Un médecin du Samu, lorsqu’elle parvient à lui parler, lui suggère de “prendre un taxi” ou de demander à quelqu’un de la conduire aux urgences — alors qu’elle se vidait de son sang. Ces échanges, révélés par des écoutes judiciaires, mettent en lumière une double carence : l’absence de reconnaissance de la gravité de la situation et le rejet explicite des appels à l’aide.

Au total, entre 9 appels en quatre heures, aucun secours digne de ce nom n’a été renvoyé sur les lieux. Une voisine, en voyant l’inactivité persistante, finit par découvrir son corps sans vie quelques heures plus tard.

Les enjeux judiciaires

Violences mortelles et mise en examen

Le compagnon est mis en examen pour violences ayant entraîné la mort sans intention de la donner. L’enquête devra établir le lien entre les coups subis, les blessures internes et la défaillance des secours. Le passé judiciaire de Samir M. sera scruté : selon les sources, il aurait déjà été connu pour des faits de violences ou des délits, bien que rien ne semble indiquer qu’il ait déjà été condamné pour violences conjugales.

Non-assistance à personne en danger

Parallèlement, une information judiciaire est ouverte pour non-assistance à personne en danger contre les services de secours — pompiers, SDIS, Samu — pour n’avoir pas répondu de façon adéquate aux appels. Le procureur d’Aix-en-Provence a confirmé l’existence de ce volet d’enquête. Les auditions porteront sur les protocoles d’appel, la formation des opérateurs, la traçabilité des communications et le suivi des interventions.

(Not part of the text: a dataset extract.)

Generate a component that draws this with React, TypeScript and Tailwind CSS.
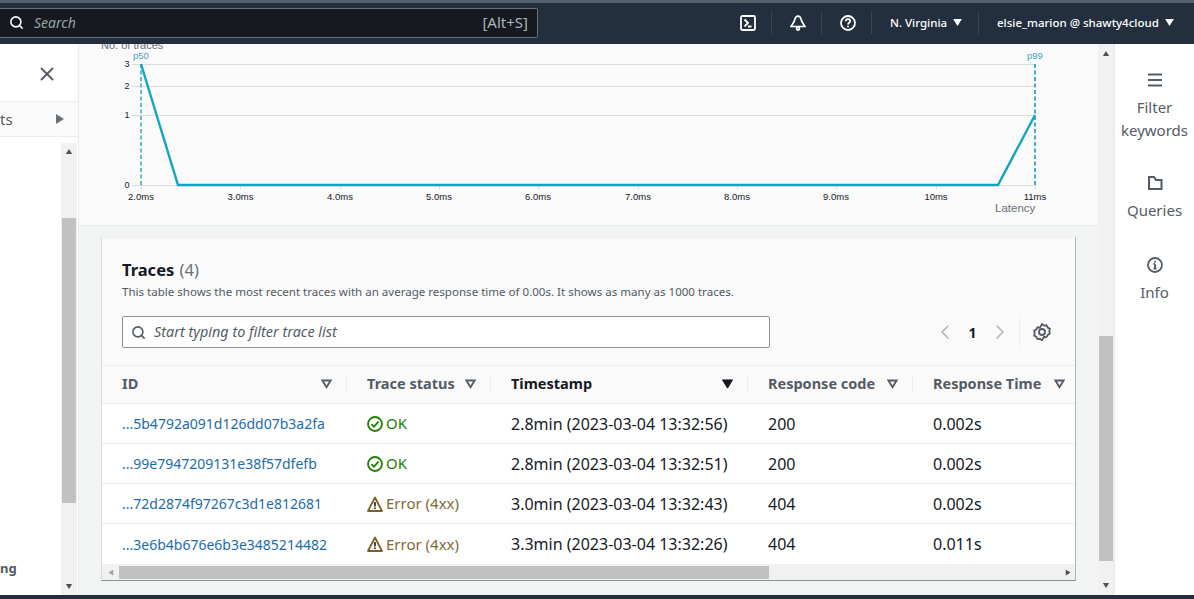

Le poids des témoignages familiaux

Le père de Sylvia a dénoncé l’inaction des secours : « On a laissé mourir ma fille », déclare-t-il, exprimant un sentiment d’abandon par les institutions. Selon lui, Sylvia évoquait son état de plus en plus alarmant durant les appels : « Je vais mourir », « Je me fais dessus », mais n’a jamais été secourue.

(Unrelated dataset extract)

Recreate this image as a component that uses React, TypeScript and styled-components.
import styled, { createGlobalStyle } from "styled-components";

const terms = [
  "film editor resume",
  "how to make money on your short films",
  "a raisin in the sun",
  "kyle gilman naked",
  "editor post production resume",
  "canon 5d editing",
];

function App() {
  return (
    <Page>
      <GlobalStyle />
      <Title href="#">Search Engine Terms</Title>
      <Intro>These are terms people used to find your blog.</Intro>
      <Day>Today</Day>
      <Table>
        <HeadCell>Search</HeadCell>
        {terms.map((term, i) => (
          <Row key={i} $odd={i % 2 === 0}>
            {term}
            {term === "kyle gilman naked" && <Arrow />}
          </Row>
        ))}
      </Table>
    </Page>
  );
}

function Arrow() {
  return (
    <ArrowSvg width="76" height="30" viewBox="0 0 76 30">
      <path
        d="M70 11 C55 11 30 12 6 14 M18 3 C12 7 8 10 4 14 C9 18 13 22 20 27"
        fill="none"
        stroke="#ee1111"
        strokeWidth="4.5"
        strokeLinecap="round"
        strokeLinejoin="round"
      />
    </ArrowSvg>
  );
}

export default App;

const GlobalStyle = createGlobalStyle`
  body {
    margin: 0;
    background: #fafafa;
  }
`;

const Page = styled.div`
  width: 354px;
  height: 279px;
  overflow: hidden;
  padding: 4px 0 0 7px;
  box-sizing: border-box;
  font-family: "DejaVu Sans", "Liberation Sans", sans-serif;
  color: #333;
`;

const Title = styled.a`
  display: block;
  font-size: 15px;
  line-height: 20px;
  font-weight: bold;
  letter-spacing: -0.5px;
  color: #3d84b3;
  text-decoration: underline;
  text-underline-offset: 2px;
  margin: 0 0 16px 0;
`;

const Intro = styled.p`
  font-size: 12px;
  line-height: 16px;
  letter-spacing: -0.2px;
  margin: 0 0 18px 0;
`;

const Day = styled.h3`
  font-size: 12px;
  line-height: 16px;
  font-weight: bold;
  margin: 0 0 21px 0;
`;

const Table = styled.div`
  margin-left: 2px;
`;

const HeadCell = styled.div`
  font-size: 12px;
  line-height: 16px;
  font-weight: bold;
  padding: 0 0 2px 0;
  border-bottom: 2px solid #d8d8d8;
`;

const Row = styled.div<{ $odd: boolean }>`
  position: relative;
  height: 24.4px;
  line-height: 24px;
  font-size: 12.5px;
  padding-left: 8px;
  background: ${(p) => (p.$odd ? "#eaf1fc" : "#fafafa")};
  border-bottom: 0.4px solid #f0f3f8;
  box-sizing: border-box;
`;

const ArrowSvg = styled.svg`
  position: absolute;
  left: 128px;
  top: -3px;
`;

Contexte : précédents tragiques et enjeux de responsabilité

Affaire Naomi Musenga, un précédent emblématique

Un écho hélas connu résonne dans l’affaire Naomi Musenga (Strasbourg, 2017). Cette femme, en forte douleur abdominale, avait contacté le Samu. L’opératrice avait minimisé ses appels, lui conseillant d’appeler un médecin plutôt que d’envoyer une ambulance. Elle est décédée quelques heures plus tard. La justice a ultérieurement condamné l’opératrice pour non-assistance à personne en danger.

Cette affaire a incrusté dans le débat public la nécessité de repenser le fonctionnement des numéros d’urgence, la qualification des appels et la responsabilité du système face à des situations de détresse.

Enjeux institutionnels et formation des secours

Le drame de Sylvia pose une question grave : les opérateurs, pompiers et médecins sont-ils suffisamment formés pour détecter les signaux de gravité, en particulier dans des contextes de violences conjugales ? Le système associe souvent des critères stricts avant déclenchement d’une intervention. Le défi est d’assurer une réactivité adaptée tout en évitant les interventions abusives.

Les services d’urgence devront rendre des comptes sur leur gestion des appels, les délais, l’orientation des ressources et la traçabilité des décisions qui ont conduit à ne pas se déplacer.

Le sort de Sylvia, meurtrie puis abandonnée au fil de neuf appels, met en lumière une faille tragique entre la victime et les services de secours. La mise en examen du compagnon pour violences mortelles, et l’ouverture du volet pour non-assistance à personne en danger, ouvriront un combat judiciaire long et sensible. 

Au-delà du cas individuel, ce drame exhorte les institutions à repenser les protocoles d’urgence, la formation des opérateurs, et la responsabilité de l’État envers ceux qui appellent au secours.